INSTRUCTION. Produce an exact copy of all the data below, dropping every image.

** BEGIN DATA BLOCK **

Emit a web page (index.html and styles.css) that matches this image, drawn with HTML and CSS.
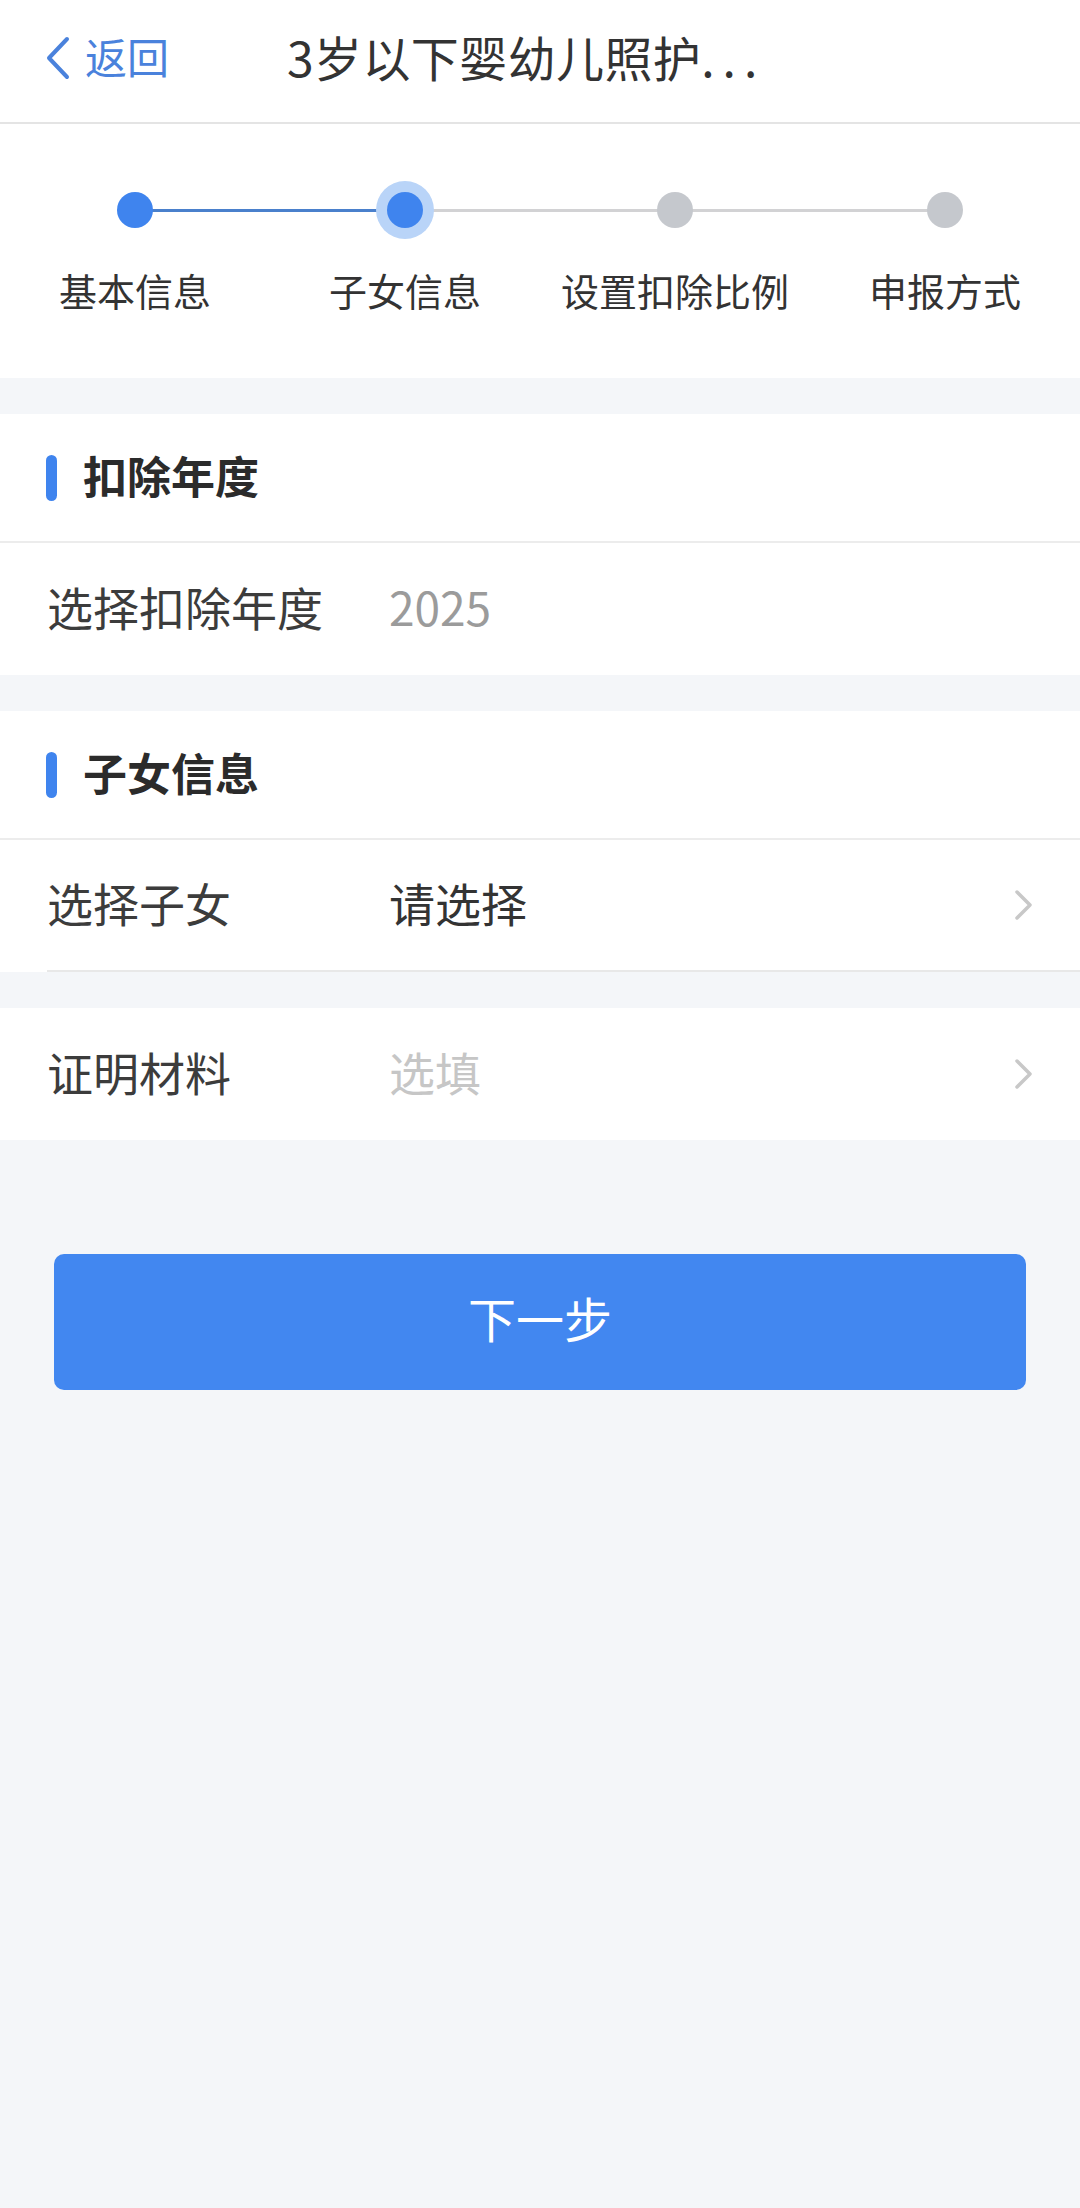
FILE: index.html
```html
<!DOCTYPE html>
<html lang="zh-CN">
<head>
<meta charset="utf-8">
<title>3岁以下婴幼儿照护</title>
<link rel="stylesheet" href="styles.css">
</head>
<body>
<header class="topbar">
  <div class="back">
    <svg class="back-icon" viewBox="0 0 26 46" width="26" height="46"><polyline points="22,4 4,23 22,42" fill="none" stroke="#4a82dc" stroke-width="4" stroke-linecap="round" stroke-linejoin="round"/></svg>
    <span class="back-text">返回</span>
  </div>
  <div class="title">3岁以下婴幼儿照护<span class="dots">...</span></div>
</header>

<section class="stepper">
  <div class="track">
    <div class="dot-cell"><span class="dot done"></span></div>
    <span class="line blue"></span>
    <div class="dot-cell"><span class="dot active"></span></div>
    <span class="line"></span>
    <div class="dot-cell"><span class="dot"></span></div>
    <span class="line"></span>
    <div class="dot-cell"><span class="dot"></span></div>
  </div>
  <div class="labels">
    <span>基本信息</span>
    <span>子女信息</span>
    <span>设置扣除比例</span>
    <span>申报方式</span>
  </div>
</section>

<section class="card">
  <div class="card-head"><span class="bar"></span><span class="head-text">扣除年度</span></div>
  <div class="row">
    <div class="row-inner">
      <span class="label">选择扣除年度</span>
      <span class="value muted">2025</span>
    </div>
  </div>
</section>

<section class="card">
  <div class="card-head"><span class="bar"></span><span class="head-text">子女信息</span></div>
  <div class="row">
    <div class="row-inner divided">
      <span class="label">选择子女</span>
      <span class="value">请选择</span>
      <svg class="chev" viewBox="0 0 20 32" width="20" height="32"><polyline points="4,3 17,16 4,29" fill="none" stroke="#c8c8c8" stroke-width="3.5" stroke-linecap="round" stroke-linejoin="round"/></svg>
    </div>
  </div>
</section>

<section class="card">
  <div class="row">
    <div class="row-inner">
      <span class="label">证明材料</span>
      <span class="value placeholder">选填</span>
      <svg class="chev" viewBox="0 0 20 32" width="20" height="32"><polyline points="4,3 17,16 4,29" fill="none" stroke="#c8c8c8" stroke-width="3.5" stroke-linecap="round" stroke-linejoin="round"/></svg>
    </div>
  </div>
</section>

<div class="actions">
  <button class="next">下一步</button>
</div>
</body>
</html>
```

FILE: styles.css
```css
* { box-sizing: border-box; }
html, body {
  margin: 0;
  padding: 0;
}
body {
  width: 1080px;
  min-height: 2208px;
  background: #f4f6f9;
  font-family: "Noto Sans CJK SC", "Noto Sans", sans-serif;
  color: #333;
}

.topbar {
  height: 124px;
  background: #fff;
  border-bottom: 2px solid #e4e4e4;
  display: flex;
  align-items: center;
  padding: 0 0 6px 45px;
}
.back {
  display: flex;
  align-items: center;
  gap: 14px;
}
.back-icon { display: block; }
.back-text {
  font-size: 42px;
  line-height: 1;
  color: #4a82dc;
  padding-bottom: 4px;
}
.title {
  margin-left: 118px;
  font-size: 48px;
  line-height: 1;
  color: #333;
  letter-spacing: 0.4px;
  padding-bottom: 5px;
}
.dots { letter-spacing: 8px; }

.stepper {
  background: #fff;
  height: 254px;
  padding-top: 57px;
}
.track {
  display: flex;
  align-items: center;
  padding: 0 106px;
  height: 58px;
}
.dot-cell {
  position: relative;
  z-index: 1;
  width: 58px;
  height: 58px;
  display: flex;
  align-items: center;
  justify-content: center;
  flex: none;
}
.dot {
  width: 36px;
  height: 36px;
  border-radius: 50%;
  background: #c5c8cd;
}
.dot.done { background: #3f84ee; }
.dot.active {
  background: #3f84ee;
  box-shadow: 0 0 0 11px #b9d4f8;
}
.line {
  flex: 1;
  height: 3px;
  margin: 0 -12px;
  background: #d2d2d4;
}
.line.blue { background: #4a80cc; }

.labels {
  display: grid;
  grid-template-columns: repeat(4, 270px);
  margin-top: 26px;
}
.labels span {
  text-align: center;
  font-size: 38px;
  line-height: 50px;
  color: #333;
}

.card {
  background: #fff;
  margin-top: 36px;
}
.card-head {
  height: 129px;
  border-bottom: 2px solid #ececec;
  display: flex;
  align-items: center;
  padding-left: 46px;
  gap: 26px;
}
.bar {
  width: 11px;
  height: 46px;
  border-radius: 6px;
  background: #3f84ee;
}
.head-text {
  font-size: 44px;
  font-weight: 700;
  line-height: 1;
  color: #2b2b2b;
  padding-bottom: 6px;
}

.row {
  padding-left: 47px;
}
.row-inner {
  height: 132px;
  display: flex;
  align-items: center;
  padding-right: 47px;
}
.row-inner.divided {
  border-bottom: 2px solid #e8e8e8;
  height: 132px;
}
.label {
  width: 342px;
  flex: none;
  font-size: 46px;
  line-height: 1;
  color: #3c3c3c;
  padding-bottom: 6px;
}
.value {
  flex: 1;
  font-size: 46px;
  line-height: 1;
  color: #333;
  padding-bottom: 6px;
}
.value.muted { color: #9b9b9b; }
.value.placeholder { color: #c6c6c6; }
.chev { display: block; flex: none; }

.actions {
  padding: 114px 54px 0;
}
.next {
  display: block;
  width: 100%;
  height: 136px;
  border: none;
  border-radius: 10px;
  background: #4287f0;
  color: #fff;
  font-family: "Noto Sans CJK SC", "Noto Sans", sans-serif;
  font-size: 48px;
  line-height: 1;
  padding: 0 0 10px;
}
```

** END DATA BLOCK **

EXPECTED ANSWER.
Emit a web page (index.html and styles.css) that matches this image, drawn with HTML and CSS.
FILE: index.html
```html
<!DOCTYPE html>
<html lang="zh-CN">
<head>
<meta charset="utf-8">
<title>3岁以下婴幼儿照护</title>
<link rel="stylesheet" href="styles.css">
</head>
<body>
<header class="topbar">
  <div class="back">
    <svg class="back-icon" viewBox="0 0 26 46" width="26" height="46"><polyline points="22,4 4,23 22,42" fill="none" stroke="#4a82dc" stroke-width="4" stroke-linecap="round" stroke-linejoin="round"/></svg>
    <span class="back-text">返回</span>
  </div>
  <div class="title">3岁以下婴幼儿照护<span class="dots">...</span></div>
</header>

<section class="stepper">
  <div class="track">
    <div class="dot-cell"><span class="dot done"></span></div>
    <span class="line blue"></span>
    <div class="dot-cell"><span class="dot active"></span></div>
    <span class="line"></span>
    <div class="dot-cell"><span class="dot"></span></div>
    <span class="line"></span>
    <div class="dot-cell"><span class="dot"></span></div>
  </div>
  <div class="labels">
    <span>基本信息</span>
    <span>子女信息</span>
    <span>设置扣除比例</span>
    <span>申报方式</span>
  </div>
</section>

<section class="card">
  <div class="card-head"><span class="bar"></span><span class="head-text">扣除年度</span></div>
  <div class="row">
    <div class="row-inner">
      <span class="label">选择扣除年度</span>
      <span class="value muted">2025</span>
    </div>
  </div>
</section>

<section class="card">
  <div class="card-head"><span class="bar"></span><span class="head-text">子女信息</span></div>
  <div class="row">
    <div class="row-inner divided">
      <span class="label">选择子女</span>
      <span class="value">请选择</span>
      <svg class="chev" viewBox="0 0 20 32" width="20" height="32"><polyline points="4,3 17,16 4,29" fill="none" stroke="#c8c8c8" stroke-width="3.5" stroke-linecap="round" stroke-linejoin="round"/></svg>
    </div>
  </div>
</section>

<section class="card">
  <div class="row">
    <div class="row-inner">
      <span class="label">证明材料</span>
      <span class="value placeholder">选填</span>
      <svg class="chev" viewBox="0 0 20 32" width="20" height="32"><polyline points="4,3 17,16 4,29" fill="none" stroke="#c8c8c8" stroke-width="3.5" stroke-linecap="round" stroke-linejoin="round"/></svg>
    </div>
  </div>
</section>

<div class="actions">
  <button class="next">下一步</button>
</div>
</body>
</html>
```

FILE: styles.css
```css
* { box-sizing: border-box; }
html, body {
  margin: 0;
  padding: 0;
}
body {
  width: 1080px;
  min-height: 2208px;
  background: #f4f6f9;
  font-family: "Noto Sans CJK SC", "Noto Sans", sans-serif;
  color: #333;
}

.topbar {
  height: 124px;
  background: #fff;
  border-bottom: 2px solid #e4e4e4;
  display: flex;
  align-items: center;
  padding: 0 0 6px 45px;
}
.back {
  display: flex;
  align-items: center;
  gap: 14px;
}
.back-icon { display: block; }
.back-text {
  font-size: 42px;
  line-height: 1;
  color: #4a82dc;
  padding-bottom: 4px;
}
.title {
  margin-left: 118px;
  font-size: 48px;
  line-height: 1;
  color: #333;
  letter-spacing: 0.4px;
  padding-bottom: 5px;
}
.dots { letter-spacing: 8px; }

.stepper {
  background: #fff;
  height: 254px;
  padding-top: 57px;
}
.track {
  display: flex;
  align-items: center;
  padding: 0 106px;
  height: 58px;
}
.dot-cell {
  position: relative;
  z-index: 1;
  width: 58px;
  height: 58px;
  display: flex;
  align-items: center;
  justify-content: center;
  flex: none;
}
.dot {
  width: 36px;
  height: 36px;
  border-radius: 50%;
  background: #c5c8cd;
}
.dot.done { background: #3f84ee; }
.dot.active {
  background: #3f84ee;
  box-shadow: 0 0 0 11px #b9d4f8;
}
.line {
  flex: 1;
  height: 3px;
  margin: 0 -12px;
  background: #d2d2d4;
}
.line.blue { background: #4a80cc; }

.labels {
  display: grid;
  grid-template-columns: repeat(4, 270px);
  margin-top: 26px;
}
.labels span {
  text-align: center;
  font-size: 38px;
  line-height: 50px;
  color: #333;
}

.card {
  background: #fff;
  margin-top: 36px;
}
.card-head {
  height: 129px;
  border-bottom: 2px solid #ececec;
  display: flex;
  align-items: center;
  padding-left: 46px;
  gap: 26px;
}
.bar {
  width: 11px;
  height: 46px;
  border-radius: 6px;
  background: #3f84ee;
}
.head-text {
  font-size: 44px;
  font-weight: 700;
  line-height: 1;
  color: #2b2b2b;
  padding-bottom: 6px;
}

.row {
  padding-left: 47px;
}
.row-inner {
  height: 132px;
  display: flex;
  align-items: center;
  padding-right: 47px;
}
.row-inner.divided {
  border-bottom: 2px solid #e8e8e8;
  height: 132px;
}
.label {
  width: 342px;
  flex: none;
  font-size: 46px;
  line-height: 1;
  color: #3c3c3c;
  padding-bottom: 6px;
}
.value {
  flex: 1;
  font-size: 46px;
  line-height: 1;
  color: #333;
  padding-bottom: 6px;
}
.value.muted { color: #9b9b9b; }
.value.placeholder { color: #c6c6c6; }
.chev { display: block; flex: none; }

.actions {
  padding: 114px 54px 0;
}
.next {
  display: block;
  width: 100%;
  height: 136px;
  border: none;
  border-radius: 10px;
  background: #4287f0;
  color: #fff;
  font-family: "Noto Sans CJK SC", "Noto Sans", sans-serif;
  font-size: 48px;
  line-height: 1;
  padding: 0 0 10px;
}
```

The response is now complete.